Irish writing and domestic space

Rhona Richman Kenneally & Lucy McDiarmid, editors

Paperback €26.95
Catalogue Price: €29.95
ISBN: 978-1-84682-648-1
October 2017. 256pp; colour ills.

'This engaging, subtle book uses many perspectives, historically and theoretically informed, to explore Irish domestic space. Two fine Vona Groarke poems frame the whole; five short spell-binding memoirs by writers and seven essays by leading scholars plot the course, as does Richman Kenneally’s excellent introduction on the spatial turn in Irish Studies. A beautiful “visual essay” illuminates the volume’s journey through Irish spaces from crowded to bare. Home: place of dream and longing, theatre of material aspiration and happy memory, locus of deep meaning, rooted in the earth, but also of confinement, hopelessness, and bitter struggle. The book never labours its points, but its creative disruption of given narratives in Irish Studies is not to be missed',
Patricia Coughlan, University College Cork.

This collection of short memoirs and critical essays explores the relation between home as metaphor and symbol, and home as a physical, material and spatial entity. In the first section, ‘Our house’, Colette Bryce, Eiléan Ní Chuilleanáin, Theo Dorgan, Mary Morrissy and Macdara Woods remember houses from their childhoods and show, in Ní Chuilleanáin’s words, how the house is a ‘way of understanding the world, its differences and boundaries’. In the second section, entitled ‘Their house’, Angela Bourke, Nicholas Grene, Adam Hanna, Howard Keeley, Lucy McDiarmid, Maureen O’Connor and Tony Tracy look at domestic sites as various as Maeve Brennan’s childhood home in Ranelagh and Synge’s stage spaces. An essay by Rhona Richman Kenneally serves as a conceptual introduction to the collection, and framing poems by Vona Groarke suggest a poet’s version of ‘How to read a building’. 

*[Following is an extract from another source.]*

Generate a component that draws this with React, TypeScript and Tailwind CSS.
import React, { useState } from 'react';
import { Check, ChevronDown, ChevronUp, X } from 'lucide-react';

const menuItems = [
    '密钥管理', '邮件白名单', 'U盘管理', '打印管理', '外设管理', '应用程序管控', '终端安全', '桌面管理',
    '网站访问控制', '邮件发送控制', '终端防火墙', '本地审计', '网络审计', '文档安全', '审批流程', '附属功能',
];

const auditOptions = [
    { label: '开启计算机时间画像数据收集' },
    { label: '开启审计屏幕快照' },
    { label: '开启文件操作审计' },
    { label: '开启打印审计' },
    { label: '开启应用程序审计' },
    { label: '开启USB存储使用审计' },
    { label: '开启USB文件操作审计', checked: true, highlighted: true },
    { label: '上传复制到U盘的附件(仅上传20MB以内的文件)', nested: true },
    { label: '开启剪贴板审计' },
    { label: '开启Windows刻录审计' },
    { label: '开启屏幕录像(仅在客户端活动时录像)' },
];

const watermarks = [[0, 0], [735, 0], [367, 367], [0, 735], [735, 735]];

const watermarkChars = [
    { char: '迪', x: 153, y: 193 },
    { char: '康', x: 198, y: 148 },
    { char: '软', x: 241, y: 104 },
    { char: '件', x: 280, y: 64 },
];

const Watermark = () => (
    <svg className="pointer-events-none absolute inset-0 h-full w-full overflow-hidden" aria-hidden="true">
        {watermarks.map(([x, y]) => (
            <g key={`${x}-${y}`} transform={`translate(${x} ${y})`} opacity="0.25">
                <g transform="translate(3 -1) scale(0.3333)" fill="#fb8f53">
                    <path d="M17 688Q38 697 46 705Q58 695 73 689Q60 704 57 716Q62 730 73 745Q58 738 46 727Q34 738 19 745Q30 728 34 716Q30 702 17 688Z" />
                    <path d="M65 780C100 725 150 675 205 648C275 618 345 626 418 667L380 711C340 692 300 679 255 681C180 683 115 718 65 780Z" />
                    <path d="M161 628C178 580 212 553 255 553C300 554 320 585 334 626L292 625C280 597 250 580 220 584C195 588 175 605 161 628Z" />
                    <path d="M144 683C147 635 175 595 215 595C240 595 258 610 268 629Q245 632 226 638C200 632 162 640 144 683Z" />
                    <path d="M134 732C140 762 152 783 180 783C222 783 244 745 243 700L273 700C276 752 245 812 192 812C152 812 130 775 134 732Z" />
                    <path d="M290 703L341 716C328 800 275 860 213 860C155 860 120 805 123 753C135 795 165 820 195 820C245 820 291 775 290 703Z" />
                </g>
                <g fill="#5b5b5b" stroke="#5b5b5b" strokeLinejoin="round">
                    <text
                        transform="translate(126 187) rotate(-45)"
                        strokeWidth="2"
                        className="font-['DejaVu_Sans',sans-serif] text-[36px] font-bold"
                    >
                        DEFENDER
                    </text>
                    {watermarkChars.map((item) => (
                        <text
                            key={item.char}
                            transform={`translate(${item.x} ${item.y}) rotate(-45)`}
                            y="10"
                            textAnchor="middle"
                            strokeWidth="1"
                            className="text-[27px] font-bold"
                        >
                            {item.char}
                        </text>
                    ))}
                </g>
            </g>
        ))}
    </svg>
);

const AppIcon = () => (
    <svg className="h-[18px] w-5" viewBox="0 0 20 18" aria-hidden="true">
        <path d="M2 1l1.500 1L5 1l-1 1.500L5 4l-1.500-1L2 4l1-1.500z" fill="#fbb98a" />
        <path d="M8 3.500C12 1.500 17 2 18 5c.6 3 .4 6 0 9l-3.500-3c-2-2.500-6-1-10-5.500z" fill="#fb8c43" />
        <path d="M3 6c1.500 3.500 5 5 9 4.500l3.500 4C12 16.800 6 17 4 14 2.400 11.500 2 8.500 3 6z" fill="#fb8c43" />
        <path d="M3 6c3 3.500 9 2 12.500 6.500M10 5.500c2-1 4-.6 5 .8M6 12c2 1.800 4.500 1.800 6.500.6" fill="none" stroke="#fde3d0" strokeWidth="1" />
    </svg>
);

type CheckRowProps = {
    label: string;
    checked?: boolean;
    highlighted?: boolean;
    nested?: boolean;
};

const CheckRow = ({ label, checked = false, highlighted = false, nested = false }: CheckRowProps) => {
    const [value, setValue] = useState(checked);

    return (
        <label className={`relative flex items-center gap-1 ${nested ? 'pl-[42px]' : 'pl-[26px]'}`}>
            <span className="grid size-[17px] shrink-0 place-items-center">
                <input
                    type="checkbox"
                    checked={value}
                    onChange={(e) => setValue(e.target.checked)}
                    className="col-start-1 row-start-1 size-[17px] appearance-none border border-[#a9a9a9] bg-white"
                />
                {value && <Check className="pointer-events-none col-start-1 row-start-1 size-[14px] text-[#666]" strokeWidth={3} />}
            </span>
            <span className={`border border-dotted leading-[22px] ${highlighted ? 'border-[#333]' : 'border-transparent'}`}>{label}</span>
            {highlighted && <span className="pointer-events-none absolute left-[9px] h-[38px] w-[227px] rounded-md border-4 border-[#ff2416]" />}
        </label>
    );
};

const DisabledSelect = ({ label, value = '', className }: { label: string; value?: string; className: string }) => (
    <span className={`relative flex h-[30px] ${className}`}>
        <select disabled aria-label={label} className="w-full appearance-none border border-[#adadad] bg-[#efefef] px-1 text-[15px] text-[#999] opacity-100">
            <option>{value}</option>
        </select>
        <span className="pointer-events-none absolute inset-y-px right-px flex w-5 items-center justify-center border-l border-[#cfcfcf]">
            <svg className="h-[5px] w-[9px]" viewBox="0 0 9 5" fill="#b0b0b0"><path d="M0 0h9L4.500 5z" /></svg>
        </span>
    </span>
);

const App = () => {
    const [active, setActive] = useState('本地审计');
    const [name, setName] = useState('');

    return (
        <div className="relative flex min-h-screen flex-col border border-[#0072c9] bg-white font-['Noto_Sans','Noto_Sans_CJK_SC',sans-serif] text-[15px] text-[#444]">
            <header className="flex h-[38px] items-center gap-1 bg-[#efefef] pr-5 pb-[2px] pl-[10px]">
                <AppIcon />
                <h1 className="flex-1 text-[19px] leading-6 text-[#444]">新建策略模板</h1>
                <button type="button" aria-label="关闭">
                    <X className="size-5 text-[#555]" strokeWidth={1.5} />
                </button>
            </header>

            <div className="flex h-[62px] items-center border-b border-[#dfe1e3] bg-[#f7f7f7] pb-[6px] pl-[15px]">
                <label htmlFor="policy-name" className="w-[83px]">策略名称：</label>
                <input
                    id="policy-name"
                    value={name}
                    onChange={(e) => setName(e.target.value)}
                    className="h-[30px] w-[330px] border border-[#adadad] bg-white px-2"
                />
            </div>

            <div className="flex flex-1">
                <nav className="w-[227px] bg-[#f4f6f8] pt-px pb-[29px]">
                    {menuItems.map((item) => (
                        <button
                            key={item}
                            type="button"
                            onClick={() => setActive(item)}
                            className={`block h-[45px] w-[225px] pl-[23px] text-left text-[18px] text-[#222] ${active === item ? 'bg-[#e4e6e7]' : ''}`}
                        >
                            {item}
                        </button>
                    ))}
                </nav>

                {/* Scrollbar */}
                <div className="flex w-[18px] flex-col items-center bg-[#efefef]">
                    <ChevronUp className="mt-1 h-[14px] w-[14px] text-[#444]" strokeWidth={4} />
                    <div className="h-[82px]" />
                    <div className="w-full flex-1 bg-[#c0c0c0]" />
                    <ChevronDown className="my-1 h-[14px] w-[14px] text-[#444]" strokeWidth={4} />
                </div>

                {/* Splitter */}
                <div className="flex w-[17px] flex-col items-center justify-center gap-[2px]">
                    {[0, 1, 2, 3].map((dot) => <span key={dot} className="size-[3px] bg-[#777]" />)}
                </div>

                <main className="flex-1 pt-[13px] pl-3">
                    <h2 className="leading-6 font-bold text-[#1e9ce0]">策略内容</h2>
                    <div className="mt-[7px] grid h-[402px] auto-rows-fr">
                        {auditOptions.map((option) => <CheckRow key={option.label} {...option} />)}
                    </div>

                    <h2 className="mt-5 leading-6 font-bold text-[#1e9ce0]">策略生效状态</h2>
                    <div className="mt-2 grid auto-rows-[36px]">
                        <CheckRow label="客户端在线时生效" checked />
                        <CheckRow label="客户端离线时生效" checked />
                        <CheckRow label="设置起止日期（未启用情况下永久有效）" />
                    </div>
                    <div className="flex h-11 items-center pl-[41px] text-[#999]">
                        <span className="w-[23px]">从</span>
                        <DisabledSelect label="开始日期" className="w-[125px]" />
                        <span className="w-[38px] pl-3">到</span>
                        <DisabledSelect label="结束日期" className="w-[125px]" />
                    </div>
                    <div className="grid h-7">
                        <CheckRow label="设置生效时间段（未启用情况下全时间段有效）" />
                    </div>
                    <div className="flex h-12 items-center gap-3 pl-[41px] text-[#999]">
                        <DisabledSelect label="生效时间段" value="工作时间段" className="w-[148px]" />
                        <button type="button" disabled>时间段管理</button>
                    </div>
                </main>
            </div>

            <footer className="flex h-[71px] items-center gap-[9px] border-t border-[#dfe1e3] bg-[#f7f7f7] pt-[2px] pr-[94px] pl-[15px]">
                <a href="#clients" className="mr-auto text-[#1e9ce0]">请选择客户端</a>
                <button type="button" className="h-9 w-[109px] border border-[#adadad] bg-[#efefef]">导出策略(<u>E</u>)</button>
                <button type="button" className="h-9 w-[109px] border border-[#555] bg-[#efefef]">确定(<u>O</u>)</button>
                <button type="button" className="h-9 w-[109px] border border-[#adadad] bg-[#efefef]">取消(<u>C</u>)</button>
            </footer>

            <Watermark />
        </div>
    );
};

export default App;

A stand-alone visual essay of images and discursive captions featuring domestic spaces addressed in the contributions supports this book’s emphasis on the Irish home as a vibrant space of personal and national identity formation.

Rhona Richman Kenneally is a professor of design, architecture and the built environment, and former chair, of the department of design and computation arts at Concordia University. She is co-founder and a fellow of Concordia’s School of Irish studies, and has been the editor of the Canadian Journal of Irish Studies since 2010. Her research and publications on Ireland have been funded by the Social Sciences and Humanities Research Council of Canada and focus on women’s work and agency in domestic space during the mid-twentieth century, with particular attention to evolving food-related activities and technologies in the home. Lucy McDiarmid is the author or editor of eight books, including most recently At Home in the Revolution: what women said and did in 1916 (2015), Poets and the peacock dinner: the literary history of a meal (2014; paperback 2016) and The Irish art of controversy (2005). The recipient of fellowships from the Guggenheim Foundation, the Cullman Center for Scholars and Writers at the New York Public Library, and the National Endowment for the Humanities, she is Marie Frazee-Baldassarre Professor of English at Montclair State University. She is currently writing a book on contemporary Irish poetry.